Maybe the version in the water needed to be taken in very high amounts.  So the steam from a hot shower wasn't enough, but turning the entire city into a sauna would work.


----------



## Sunuvmann (Jan 30, 2008)

Gooba said:


> Actually both of those were answered in the movies.  Spider Man didn't tire because he had super strength, and his webbing was strong as steel which would easily support his 140ish pound body.  Nobody believed Superman's dad so nobody thought they needed to build escape pods until it was too late.
> 
> Maybe the version in the water needed to be taken in very high amounts.  So the steam from a hot shower wasn't enough, but turning the entire city into a sauna would work.


I guess you are right. The water mains exploding at high pressure would yield a lot more of it as gas then you would normally get from a shower.

However it didn't take a lot for Scarecrow to use it. Bah, whatever, it was probably of a much higher concentration.


----------



## Ennoea (Jan 30, 2008)

Gotham is filth, full of dirty boys and girls


----------



## Gooba (Jan 31, 2008)

> However it didn't take a lot for Scarecrow to use it. Bah, whatever, it was probably of a much higher concentration.


Yea that is what I figured.  The stuff in the water was really dilluted, I mean that's a ton of water, so it would take monumental amounts to affect people.

I still am not sure how to explain the microwave thing not killing everyone.  After all, we are mostly water too.


----------



## Sunuvmann (Jan 31, 2008)

Gooba said:


> Yea that is what I figured.  The stuff in the water was really dilluted, I mean that's a ton of water, so it would take monumental amounts to affect people.
> 
> I still am not sure how to explain the microwave thing not killing everyone.  After all, we are mostly water too.


The only plausible thing I can think of is since the water is under much higher pressure in the water mains then in our body system so the effect is greater.

They probably all died of cancer by age 40 anyway 

I'm still wondering with metal objects arcing like when you stick anything metal in the microwave.


----------



## Sasori (Feb 28, 2008)

Blitzomaru said:


> If they were going for realism, everyone would know Batman is Bruce Wayne. You mean to tell me that Batman's cape, armor, batmobile were all shown and not 1 employee or ex-employee of WayneCorp's tech department realizes that they made that shit? They would've sold their story to Dateline for 10 million! Or the henchmen of Ra's al Ghoul that survived? Any criminal would sell that information just to get Batman off the streets. Realism my black ass.


Didn't you watch the film?

Him an Alfred made the suit themselves.

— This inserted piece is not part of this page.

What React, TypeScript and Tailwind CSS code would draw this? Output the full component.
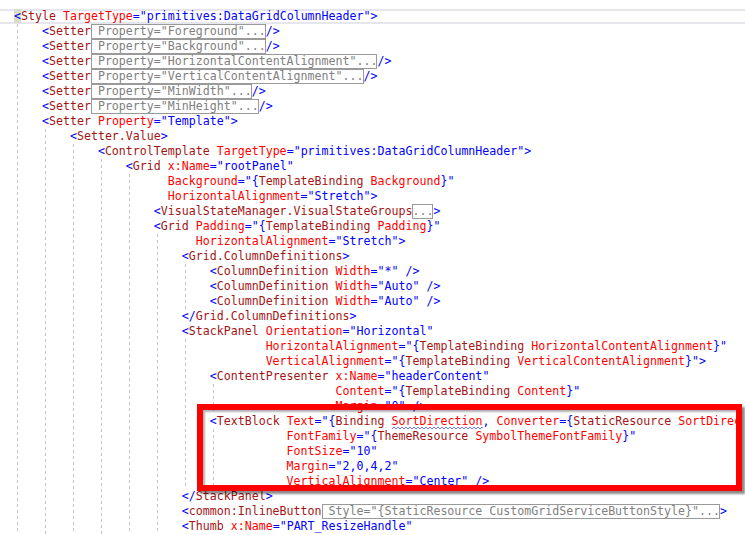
import React from "react";

type Tok = { t: string; c: string };
type Seg = string | { box: string };
type Line = { col: number; segs: Seg[] };

const BLUE = "text-[#0000ff]";
const DARK = "text-[#a31515]";
const RED = "text-[#ff0000]";

// tiny xaml colouriser, good enough for the lines below
function markup(body: string, out: Tok[]) {
    let i = 0;
    let afterBrace = false;
    while (i < body.length) {
        const ch = body[i];
        if (ch === " ") {
            out.push({ t: " ", c: "" });
            i++;
            continue;
        }
        if (ch === "{" || ch === "}" || ch === "," || ch === "=") {
            out.push({ t: ch, c: BLUE });
            afterBrace = ch === "{";
            i++;
            continue;
        }
        const m = /^[^\s{},=]+/.exec(body.slice(i));
        if (m) {
            out.push({ t: m[0], c: afterBrace ? DARK : RED });
            afterBrace = false;
            i += m[0].length;
            continue;
        }
        i++;
    }
}

function lex(s: string): Tok[] {
    const out: Tok[] = [];
    let i = 0;
    while (i < s.length) {
        const ch = s[i];
        if (ch === " ") {
            let j = i;
            while (j < s.length && s[j] === " ") j++;
            out.push({ t: s.slice(i, j), c: "" });
            i = j;
            continue;
        }
        if (ch === "<") {
            const open = s[i + 1] === "/" ? "</" : "<";
            out.push({ t: open, c: BLUE });
            i += open.length;
            const m = /^[\w.:]+/.exec(s.slice(i));
            if (m) {
                out.push({ t: m[0], c: DARK });
                i += m[0].length;
            }
            continue;
        }
        if (s.startsWith("/>", i)) {
            out.push({ t: "/>", c: BLUE });
            i += 2;
            continue;
        }
        if (ch === ">" || ch === "=") {
            out.push({ t: ch, c: BLUE });
            i++;
            continue;
        }
        if (ch === '"') {
            const j = s.indexOf('"', i + 1);
            const end = j === -1 ? s.length : j;
            out.push({ t: '"', c: BLUE });
            const body = s.slice(i + 1, end);
            if (body.startsWith("{")) markup(body, out);
            else out.push({ t: body, c: BLUE });
            if (j !== -1) out.push({ t: '"', c: BLUE });
            i = j === -1 ? s.length : j + 1;
            continue;
        }
        const m = /^[\w.:]+/.exec(s.slice(i));
        if (m) {
            out.push({ t: m[0], c: RED });
            i += m[0].length;
            continue;
        }
        out.push({ t: ch, c: BLUE });
        i++;
    }
    return out;
}

const setter = (p: string): Seg[] => ["<Setter", { box: ` Property="${p}"...` }, "/>"];

const lines: Line[] = [
    { col: 0, segs: ['<Style TargetType="primitives:DataGridColumnHeader">'] },
    { col: 4, segs: setter("Foreground") },
    { col: 4, segs: setter("Background") },
    { col: 4, segs: setter("HorizontalContentAlignment") },
    { col: 4, segs: setter("VerticalContentAlignment") },
    { col: 4, segs: setter("MinWidth") },
    { col: 4, segs: setter("MinHeight") },
    { col: 4, segs: ['<Setter Property="Template">'] },
    { col: 8, segs: ["<Setter.Value>"] },
    { col: 12, segs: ['<ControlTemplate TargetType="primitives:DataGridColumnHeader">'] },
    { col: 16, segs: ['<Grid x:Name="rootPanel"'] },
    { col: 22, segs: ['Background="{TemplateBinding Background}"'] },
    { col: 22, segs: ['HorizontalAlignment="Stretch">'] },
    { col: 20, segs: ["<VisualStateManager.VisualStateGroups", { box: "..." }, ">"] },
    { col: 20, segs: ['<Grid Padding="{TemplateBinding Padding}"'] },
    { col: 26, segs: ['HorizontalAlignment="Stretch">'] },
    { col: 24, segs: ["<Grid.ColumnDefinitions>"] },
    { col: 28, segs: ['<ColumnDefinition Width="*" />'] },
    { col: 28, segs: ['<ColumnDefinition Width="Auto" />'] },
    { col: 28, segs: ['<ColumnDefinition Width="Auto" />'] },
    { col: 24, segs: ["</Grid.ColumnDefinitions>"] },
    { col: 24, segs: ['<StackPanel Orientation="Horizontal"'] },
    { col: 36, segs: ['HorizontalAlignment="{TemplateBinding HorizontalContentAlignment}"'] },
    { col: 36, segs: ['VerticalAlignment="{TemplateBinding VerticalContentAlignment}">'] },
    { col: 28, segs: ['<ContentPresenter x:Name="headerContent"'] },
    { col: 46, segs: ['Content="{TemplateBinding Content}"'] },
    { col: 46, segs: ['Margin="0" />'] },
    { col: 28, segs: ['<TextBlock Text="{Binding SortDirection, Converter={StaticResource SortDirec'] },
    { col: 39, segs: ['FontFamily="{ThemeResource SymbolThemeFontFamily}"'] },
    { col: 39, segs: ['FontSize="10"'] },
    { col: 39, segs: ['Margin="2,0,4,2"'] },
    { col: 39, segs: ['VerticalAlignment="Center" />'] },
    { col: 24, segs: ["</StackPanel>"] },
    { col: 24, segs: ["<common:InlineButton", { box: ' Style="{StaticResource CustomGridServiceButtonStyle}"...' }, ">"] },
    { col: 24, segs: ['<Thumb x:Name="PART_ResizeHandle"'] },
];

// indent guides: [column of parent, first line, last line] (1-based lines)
const guides: [number, number, number][] = [
    [0, 2, 35],
    [4, 9, 35],
    [8, 10, 35],
    [12, 11, 35],
    [16, 12, 35],
    [20, 16, 35],
    [24, 18, 20],
    [24, 23, 32],
    [28, 26, 27],
    [28, 29, 32],
];

const TOP = 9;
const LH = 15;
const CW = 7;

// blue squiggle under a word, like the editor's info marker
function Squiggle({ chars }: { chars: number }) {
    const w = chars * CW;
    let d = "M0 2";
    for (let x = 0; x < w; x += 4) d += ` L${x + 2} 0 L${x + 4} 2`;
    return (
        <svg className="absolute left-0 top-[13px]" width={w} height={3}>
            <path d={d} fill="none" stroke="#7878ff" strokeWidth={1} />
        </svg>
    );
}

function CodeLine({ line, idx }: { line: Line; idx: number }) {
    let first = true;
    return (
        <div
            className={
                "h-[15px] leading-[15px] whitespace-pre pl-[14px] " +
                (idx === 0 ? "shadow-[inset_0_2px_0_#e6e6ee,inset_0_-2px_0_#e6e6ee]" : "")
            }
        >
            {" ".repeat(line.col)}
            {line.segs.map((seg, i) => {
                if (typeof seg !== "string") {
                    return (
                        <span
                            key={i}
                            className="inline-block h-[15px] leading-[15px] align-top text-[#808080] shadow-[inset_0_0_0_1px_#9a9a9a]"
                        >
                            {seg.box}
                        </span>
                    );
                }
                return lex(seg).map((tk, j) => {
                    let cls = tk.c;
                    if (idx === 0 && first && tk.t === "<") cls += " bg-[#d9dcc9]";
                    first = false;
                    if (tk.t === "SortDirection") {
                        return (
                            <span key={i + "-" + j} className={cls + " relative"}>
                                {tk.t}
                                <Squiggle chars={tk.t.length} />
                            </span>
                        );
                    }
                    return (
                        <span key={i + "-" + j} className={cls}>
                            {tk.t}
                        </span>
                    );
                });
            })}
        </div>
    );
}

export default function App() {
    return (
        <div
            className="relative w-[745px] h-[535px] overflow-hidden bg-white text-black text-[11.627px]"
            style={{ fontFamily: '"DejaVu Sans Mono", "Liberation Mono", monospace' }}
        >
            <svg className="absolute inset-0 pointer-events-none" width={745} height={535}>
                {guides.map(([col, a, b], i) => {
                    const x = 17.5 + col * CW;
                    return (
                        <line
                            key={i}
                            x1={x}
                            x2={x}
                            y1={TOP + (a - 1) * LH}
                            y2={TOP + b * LH}
                            stroke="#c4c4c4"
                            strokeWidth={1}
                            strokeDasharray="3 3"
                        />
                    );
                })}
            </svg>

            <div className="relative pt-[9px]">
                {lines.map((l, i) => (
                    <CodeLine key={i} line={l} idx={i} />
                ))}
            </div>

            {/* red annotation frame */}
            <div className="absolute left-[197px] top-[404px] w-[545px] h-[87px] border-[6px] border-[#ff0000] shadow-[3px_3px_2px_rgba(0,0,0,0.45),inset_2px_2px_2px_rgba(0,0,0,0.3)]" />
        </div>
    );
}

They bought parts of part from foreign manufacturers that would never suspect a thing.


----------



## Sunuvmann (Feb 28, 2008)

The core of the suit came from Wayne tech. But that was just the core. They then transformed it into a costume from armor.

I'm more suprised they didn't realize it just from the Batmobile. That would be the biggest hint if anything. If the millitary or anyone who worked on the car saw the video, they'd immediately know it to be Wayne Enterprise tech.


----------



## benstevens19 (Mar 21, 2008)

very good eye.


----------